1.4. RESEARCH QUESTIONS

  1. What is the potency of the Nigerian legal instruments available to curb human trafficking?
  2. What are the roles of security agencies in ensuring compliance with the international legal framework to combat trafficking in persons?
  3. What are the impacts of security agencies on combating human trafficking in Nigeria?
  4. What are the determinant factors and effects of human trafficking in Nigeria?
  5. What are the recommended possible solutions to the problem of human trafficking in Nigeria?

1.5. RESEARCH HYPOTHESIS

H0: There is no significant impact of security agencies in combating human trafficking in Nigeria

H1: There is a significant impact of security agencies in combating human trafficking in Nigeria

1.6. SIGNIFICANCE OF THE STUDY

The study is geared towards producing an empirical, critical but objective work on the problem of human trafficking in Nigeria and the effort being made by the security agencies to prevent, manage and eradicate human trafficking in Nigeria. It is expected therefore, that this research would be of benefit to the generality of the public. The study would be of immense importance to the Nigerian populace and government at all levels as it would unveil the need for creating more security agencies to help combat human trafficking. The study would equally be beneficial to students, researchers and scholars who are interested in developing a further research on the subject matter.

1.7. SCOPE OF THE STUDY

The study is restricted to human trafficking and inefficiency of security agencies in Nigeria, 2000-2015 using Lagos state as the case study.

1.8 LIMITATION OF STUDY

Financial constraint- Insufficient fund tends to impede the efficiency of the researcher in sourcing for the relevant materials, literature or information and in the process of data collection (internet, questionnaire and interview).

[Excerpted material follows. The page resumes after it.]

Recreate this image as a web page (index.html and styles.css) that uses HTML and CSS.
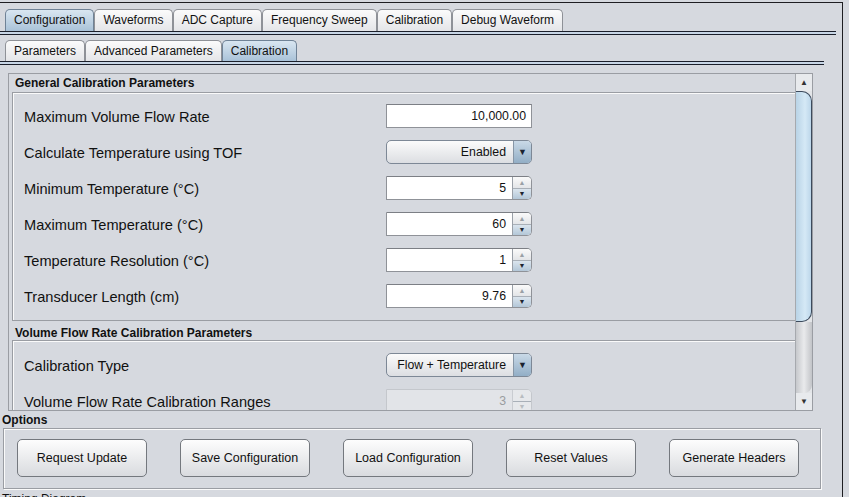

Time constraint- The researcher will simultaneously engage in this study with other academic work. This consequently will cut down on the time devoted for the research work.

1.9 DEFINITION OF TERMS

Security:  The state of being free from danger, threat or a state of being safe, as well as the measures taken to be safe or protected. 

Awareness: Having knowledge that something exists, or understanding of a situation at the present time based on information or experience.

Safety: Relative freedom from danger, risk, threat of harm, injury, loss to personnel and property, whether caused deliberately or by accident.